All right, somebody's kidding somebody. I don't know what BJU stands for, but with analysis like this, I can guess where the B and the J come from. Playboy might seem too sexual for the feminists amongst us, but at least you don't find the word "squeegee" anywhere near the centerfold.

Let's dissect this breaking news. First, the part about scientists "discovering" that men thrust deeper when they suspect infidelity. I don't know what kind of grants they're handing out at Florida Atlantic University. I only know that if enough teenage boys read this article while waiting at the dentist's office, FAU's enrollment is going to skyrocket.

How did the scientists go about testing this theory? "Bob, your wife's in the next room. Go to it. By the way, the mailman just left out the back door."

Are we to believe that Bob then walked into the bedroom, banged his wife six ways from Sunday, and that his wife later reported, "He whispered that he thought I was cheating. It was the best I ever had."

When I was studying anthropology back in the old days, we discovered a lot of things about preliterate cultures, but never did we hear this kind of trash. There is absolutely no way that anyone can prove that this bunk is true (that's what prehistoric means: pre-history; nobody was writing things down, in crummy magazines or anything else). Yet the editors of Cosmo throw it in as a stunning revelation, complete with footnotes.

Think about that: first, they're saying that prehistoric women sat around waiting to screw the losers that weren't invited on the hunting trip. Then they're saying that prehistoric man knew that sperm had anything to do with sex (a sophisticated leap, not quite believed by many island populations in the early 20th Century). Then they're saying that prehistoric man thought his penis was a sponge, and that he could use it to soak up another man's semen.
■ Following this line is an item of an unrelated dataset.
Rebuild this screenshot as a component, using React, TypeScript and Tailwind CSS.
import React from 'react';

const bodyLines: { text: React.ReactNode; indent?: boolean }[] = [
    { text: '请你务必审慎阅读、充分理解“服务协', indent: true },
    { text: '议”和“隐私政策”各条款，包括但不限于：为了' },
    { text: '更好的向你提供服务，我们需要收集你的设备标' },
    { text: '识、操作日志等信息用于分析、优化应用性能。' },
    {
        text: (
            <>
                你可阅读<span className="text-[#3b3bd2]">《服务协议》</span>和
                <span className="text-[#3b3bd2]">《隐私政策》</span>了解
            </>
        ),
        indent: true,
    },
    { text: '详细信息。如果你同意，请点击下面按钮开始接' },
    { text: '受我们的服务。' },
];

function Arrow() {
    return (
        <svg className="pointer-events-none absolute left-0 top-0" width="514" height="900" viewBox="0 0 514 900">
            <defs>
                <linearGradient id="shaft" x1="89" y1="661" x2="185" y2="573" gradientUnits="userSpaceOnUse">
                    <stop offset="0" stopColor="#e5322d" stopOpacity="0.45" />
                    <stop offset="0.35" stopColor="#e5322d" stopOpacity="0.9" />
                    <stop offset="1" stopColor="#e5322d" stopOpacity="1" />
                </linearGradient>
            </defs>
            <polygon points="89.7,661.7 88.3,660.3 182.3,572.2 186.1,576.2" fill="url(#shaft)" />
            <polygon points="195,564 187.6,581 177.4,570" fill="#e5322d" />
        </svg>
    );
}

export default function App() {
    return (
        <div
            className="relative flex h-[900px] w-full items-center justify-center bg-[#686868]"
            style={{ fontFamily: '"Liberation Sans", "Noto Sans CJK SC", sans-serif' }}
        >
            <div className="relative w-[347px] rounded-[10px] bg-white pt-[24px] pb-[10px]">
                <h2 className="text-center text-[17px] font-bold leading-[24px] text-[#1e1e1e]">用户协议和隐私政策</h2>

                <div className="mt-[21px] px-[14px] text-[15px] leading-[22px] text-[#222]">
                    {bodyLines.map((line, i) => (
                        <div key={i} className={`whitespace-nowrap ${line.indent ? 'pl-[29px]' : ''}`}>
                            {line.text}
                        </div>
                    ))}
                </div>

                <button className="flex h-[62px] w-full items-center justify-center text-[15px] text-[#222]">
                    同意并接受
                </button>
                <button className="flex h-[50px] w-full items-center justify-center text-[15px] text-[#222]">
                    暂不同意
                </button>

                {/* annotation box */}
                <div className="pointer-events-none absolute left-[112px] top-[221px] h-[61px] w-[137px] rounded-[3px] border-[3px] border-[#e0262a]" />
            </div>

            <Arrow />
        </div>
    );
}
Leap forward a few thousand years, and Cosmo tells every wife in America that if their husband gives them the apocalyptic sex they've always dreamed of, it means he suspects she's running around.

Great. Thanks, Cosmo. We try to show our ladies a good time and you turn it into another chance for "open dialogue."

A little further on in the article, Cosmo throws in a doozy:

"Men aren't sizing up their partner's body flaws in bed; they're looking at her face to gauge enjoyment."

Since when?

Look, there might be a little truth to that, but don't take it too far. Yes, a man will look at a woman's face to see if she's having a good time, but this is usually when he's down there. Guys can climax in about twenty-five seconds, but it can take women the better part of a baseball game. The guy may be looking at your face to "gauge your enjoyment," but he's probably wondering if you'll reach your magic O before his tongue falls off.

I wonder if the writers and editors of Cosmo ever talk to guys when they're handing out all of this guy-advice. A few pages further into the magazine, Cosmo tells the ladies to "Give him a job. Ask him to fix or build you something. Performing concrete tasks is a way of bonding that enhances his sense of success."

Yeah, right. Thanks again, Cosmo! You've just made everyone's girlfriend the Insta-Nag. For the men reading this, relax. If your girl has asked you to build a desk, paint the kitchen, tune up the car, fix the porch, and mow the lawn all in one afternoon, she's not being a nag. She's just a Cosmo Girl.

Cosmo Girls are incredibly fearsome creatures. Here's another couple of tips from the Cosmo Girl Bible:

"A physical space that's totally his is a huge symbol of independence to a man. Signal that you respect that by, say, staying out of his desk drawers and not peeking at his caller ID when his phone rings."

In other words, don't be a headcase.

"Guys are good at left brain stuff, like sales and sports, but can get awkward when it comes to social graces. Take the lead and charm the people you meet and he'll be extra grateful to you. But he may take credit for making those new friends...whatever."

Yup, poor dumb me. I hope my girlfriend will drag my shy, unsophisticated ass around at the next cocktail party. After I'm done slurping soup and taking the toilet paper off my shoe, maybe she'll even make me some new friends. Lucky to have her.

Cosmo Girls. Heaven help us should they create too many.